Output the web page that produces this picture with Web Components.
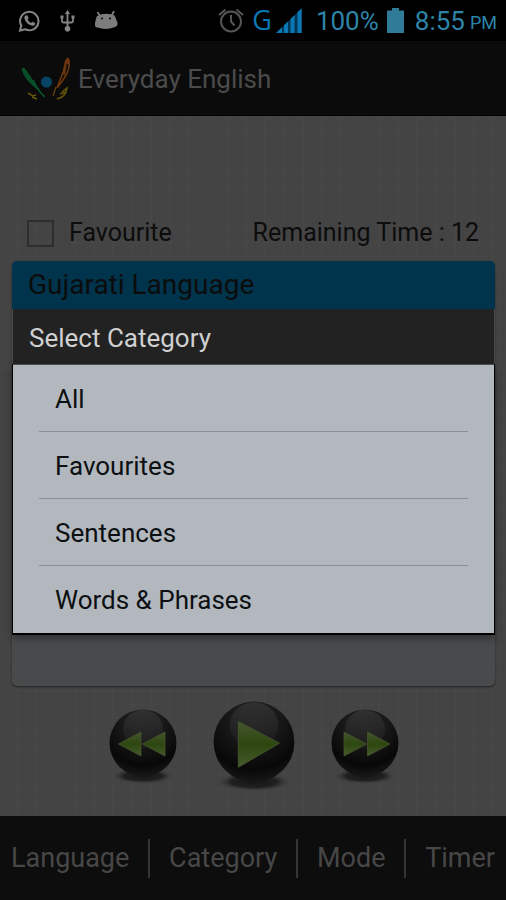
<!DOCTYPE html>
<html lang="en">
<head>
<meta charset="utf-8">
<meta name="viewport" content="width=device-width, initial-scale=1">
<title>Everyday English</title>
<style>
html,body{margin:0;background:#000}
body{font-family:Roboto,"Noto Sans",sans-serif;font-size:25px;line-height:32px;color:#0c0c0c}
</style>
</head>
<body>
<app-screen>
  <status-bar slot="status"></status-bar>
  <app-bar>Everyday English</app-bar>
  <lesson-view></lesson-view>
  <bottom-bar></bottom-bar>
  <category-dialog slot="dialog" heading="Select Category">
    <category-option>All</category-option>
    <category-option>Favourites</category-option>
    <category-option>Sentences</category-option>
    <category-option>Words &amp; Phrases</category-option>
  </category-dialog>
</app-screen>
<script>
function define(name, html, setup) {
  const template = document.createElement('template');
  template.innerHTML = html;
  customElements.define(name, class extends HTMLElement {
    constructor() {
      super();
      this.attachShadow({ mode: 'open' }).append(template.content.cloneNode(true));
    }
    connectedCallback() { if (setup) setup(this, this.shadowRoot); }
  });
}

define('app-screen', `
<style>
:host{display:flex;flex-direction:column;min-height:100vh}
main{position:relative;flex:1;display:flex;flex-direction:column}
</style>
<slot name="status"></slot>
<main><slot></slot><slot name="dialog"></slot></main>`);

define('status-bar', `
<style>
:host{display:flex;align-items:center;justify-content:space-between;height:41px;padding:0 9px 0 18px;background:#000;color:#2c85a8;box-sizing:border-box}
div{display:flex;align-items:center}
.left{gap:19px}
svg{display:block}
.alarm{margin-right:8px}
.g{font:500 27px/30px "Open Sans",sans-serif;color:#0a78b4;padding-bottom:2px}
.signal{margin:0 14px 0 4px}
.pct,.time{font-size:26px}
.batt{margin:0 11px 0 8px}
small{font-size:18px;margin-left:5px;align-self:flex-end;line-height:28px}
</style>
<div class="left">
  <svg width="23" height="22" viewBox="0 0 23 22" fill="none" stroke="#858585" aria-label="WhatsApp"><path d="M2 20.5 3.3 15.600A9.200 9.200 0 1 1 7 19.200Z" stroke-width="2"/><path d="M7.500 5.500 9.400 5.200 10.600 8.200 9.500 9.600C10.300 11.200 11.600 12.400 13 13L14.500 11.700 17.300 13.200C17.200 15 15.800 15.800 14.400 15.700 10.500 15.200 7 11.500 6.400 8 6.300 7 6.800 6 7.500 5.500Z" fill="#858585" stroke="none"/></svg>
  <svg width="15" height="22" viewBox="0 0 15 22" fill="none" stroke="#858585" stroke-width="1.800" aria-label="USB"><path d="M7.500 3V18M2 8V11Q2 12.500 3.500 12.500H7.500M13 8V11Q13 12.500 11.500 12.500H7.500"/><path d="M7.500 0 10.200 4H4.800ZM.500 5.500H3.500V8.500H.500ZM11.500 5.500H14.500V8.500H11.500Z" fill="#858585" stroke="none"/><circle cx="7.500" cy="18.800" r="2.800" fill="#858585" stroke="none"/></svg>
  <svg width="24" height="19" viewBox="0 0 24 19" aria-label="Android"><path d="M3.500 1 6 5M20 0 17.500 5" stroke="#7d7d7d" stroke-width="1.800"/><path d="M3 5Q12 1 20.500 4.500C21.500 6 22 7.500 22.500 9.500 24.500 12 23.500 15.500 21 16 15 18.500 9 18.500 3.500 16.500.500 17 .500 12.500 1.500 10.500 1.700 8 2.300 6.500 3 5Z" fill="#7d7d7d"/><circle cx="8" cy="7.500" r="1.100" fill="#111"/><circle cx="16" cy="7.500" r="1.100" fill="#111"/></svg>
</div>
<div>
  <svg class="alarm" width="26" height="25" viewBox="0 0 26 25" fill="none" stroke="#555" aria-label="Alarm"><circle cx="13" cy="13.500" r="10" stroke-width="2"/><path d="M13 7V13.500L16.500 17.500M1 7 7.500 1.500M25 7 18.500 1.500" stroke-width="2"/></svg>
  <span class="g">G</span>
  <svg class="signal" width="26" height="25" viewBox="0 0 26 25" aria-label="Signal"><path d="M0 25 26 0V25Z" fill="#053554"/><path d="M0 25 6 19.200V25ZM8 25V17.300L12 13.500V25ZM14.500 25V11L18.500 7.200V25ZM21.500 25V4.300L25.500.500V25Z" fill="#0a78b4"/></svg>
  <span class="pct">100%</span>
  <svg class="batt" width="17" height="25" viewBox="0 0 17 25" aria-label="Battery"><path d="M0 2.500H5V0H12V2.500H17V25H0Z" fill="#2f7b98"/></svg>
  <span class="time">8:55</span><small>PM</small>
</div>`);

define('app-bar', `
<style>
:host{display:block;background:#0b0b0b;color:#4b4b4b;border-bottom:1px solid #020202}
header{display:flex;align-items:center;height:74px;padding:2px 20px 0;gap:7px;box-sizing:border-box}
h1{margin:0;font-size:26px;font-weight:400;line-height:32px}
</style>
<header>
<svg width="51" height="44" viewBox="0 0 51 44" fill="none" aria-hidden="true">
<path d="M2 12C5 21 10 27 19 33C14 26 10 19 4 11Z" fill="#064d28" stroke="#07552c"/><path d="M13 23C16 30 20 36 25 40" stroke="#0a5a30" stroke-width="1.500"/>
<path d="M48 1C43 5 46 11 42 18L37 31M48 1C51 8 48 16 43 23L37 31M46 8 44 18" stroke="#6c370e" stroke-width="1.600"/><path d="M48 1 50 5 47 8 45 5Z" fill="#743414"/><path d="M36 30 33 39" stroke="#66400e" stroke-width="1.300"/>
<circle cx="26.500" cy="25" r="5.500" fill="#064365"/>
<path d="M8 36 13 39 16 38M12 40 17 42M42 35 47 31 46 35 40 37M46 36 42 40 37 42" stroke="#65560a" stroke-width="1.500"/>
</svg>
<h1><slot></slot></h1>
</header>`);

define('round-button', `
<style>
:host{display:block;width:var(--size,68px)}
button{display:block;width:100%;padding:0;border:0;background:none;cursor:pointer}
svg{display:block;width:100%;overflow:visible}
</style>
<button type="button"><svg viewBox="0 0 68 76" aria-hidden="true">
<defs>
<radialGradient id="ball" cx=".5" cy=".2" r=".85"><stop offset="0" stop-color="#282828"/><stop offset=".45" stop-color="#151515"/><stop offset=".75" stop-color="#080808"/><stop offset="1" stop-color="#1c1c1c"/></radialGradient>
<linearGradient id="gloss" x2="0" y2="1"><stop offset="0" stop-color="#303030"/><stop offset="1" stop-color="#242424" stop-opacity=".3"/></linearGradient>
<linearGradient id="green" x2="0" y2="1"><stop offset="0" stop-color="#465730"/><stop offset=".5" stop-color="#2d470f"/><stop offset="1" stop-color="#465a2c"/></linearGradient>
<radialGradient id="shade"><stop offset="0" stop-color="#151515"/><stop offset=".6" stop-color="#1c1c1c" stop-opacity=".9"/><stop offset="1" stop-color="#444" stop-opacity="0"/></radialGradient>
</defs>
<ellipse cx="34" cy="67" rx="32" ry="8" fill="url(#shade)"/>
<circle cx="34" cy="34" r="33.500" fill="url(#ball)"/>
<ellipse cx="34" cy="20" rx="20" ry="19" fill="url(#gloss)"/>
<path class="glyph" fill="url(#green)" stroke="#46522f" stroke-width=".8"/>
</svg></button>`, (host, root) => {
  const glyphs = {
    previous: 'M32 23V47L9.500 35ZM56 23V47L33.500 35Z',
    play: 'M21 17V55L55 35Z',
    next: 'M13 23V47L35.500 35ZM36.500 23V47L59 35Z'
  };
  root.querySelector('.glyph').setAttribute('d', glyphs[host.getAttribute('kind')]);
  root.querySelector('button').setAttribute('aria-label', host.getAttribute('kind'));
});

define('lesson-view', `
<style>
:host{flex:1;display:flex;flex-direction:column;padding:101px 11px 0 12px;
background:
repeating-linear-gradient(0deg,#0000 0 5px,#00000005 5px 7px,#0000 7px 13px,#ffffff03 13px 14px),
repeating-linear-gradient(90deg,#0000 0 7px,#00000005 7px 9px,#0000 9px 17px,#ffffff03 17px 19px),
#444}
.top{display:flex;justify-content:space-between;align-items:center;padding:0 16px 0 15px;margin-bottom:12px}
label{display:flex;align-items:center;gap:15px}
input{appearance:none;width:27px;height:27px;margin:0;border:2px solid #2e2e2e;box-sizing:border-box}
section{flex:1;display:flex;flex-direction:column;border-radius:5px;background:#494a4b;box-shadow:0 1px 2px #222;overflow:hidden}
h2{margin:0;padding:8px 16px;font-size:28px;line-height:32px;font-weight:400;background:#00344c}
nav{display:flex;justify-content:center;align-items:center;gap:36px;padding:15px 0 23px}
.big{--size:82px}
</style>
<div class="top"><label><input type="checkbox">Favourite</label><span>Remaining Time : 12</span></div>
<section><h2>Gujarati Language</h2></section>
<nav><round-button kind="previous"></round-button><round-button class="big" kind="play"></round-button><round-button kind="next"></round-button></nav>`);

define('bottom-bar', `
<style>
:host{display:block;background:#0d0d0d;color:#474747}
nav{display:flex;justify-content:space-between;align-items:center;height:84px;padding:0 11px;box-sizing:border-box}
button{padding:0;border:0;background:none;font:27px/32px Roboto,"Noto Sans",sans-serif;color:inherit;cursor:pointer}
i{width:2px;height:39px;background:#353535}
</style>
<nav><button type="button">Language</button><i></i><button type="button">Category</button><i></i><button type="button">Mode</button><i></i><button type="button">Timer</button></nav>`);

define('category-dialog', `
<style>
:host{position:absolute;inset:0;display:flex;align-items:center;padding:0 12px 0 13px}
.box{flex:1;background:#b2b8be}
h2{margin:0;padding:13px 16px 10px;font-size:26px;line-height:32px;font-weight:400;color:#d0d0d0;background:#222}
.list{padding:0 26px 1px;border-top:1px solid #4a4e50;box-shadow:0 1px 0 1px #000,0 5px 8px #0006}
</style>
<div class="box" role="dialog" aria-modal="true" aria-labelledby="title"><h2 id="title"></h2><div class="list"><slot></slot></div></div>`,
(host, root) => { root.querySelector('h2').textContent = host.getAttribute('heading'); });

define('category-option', `
<style>
:host{display:block;border-bottom:1px solid #8b9095}
:host(:last-child){border-bottom:0}
button{display:block;width:100%;padding:18px 16px 16px;border:0;background:none;text-align:left;font:26px/32px Roboto,"Noto Sans",sans-serif;color:#0d1012;cursor:pointer}
</style>
<button type="button"><slot></slot></button>`);
</script>
</body>
</html>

---*---

▶ [AIM]: What is the number of lines that hold the string "this"? Reply with that number alone.

▶ [RESPONSE TO THE EXERCISE]: 3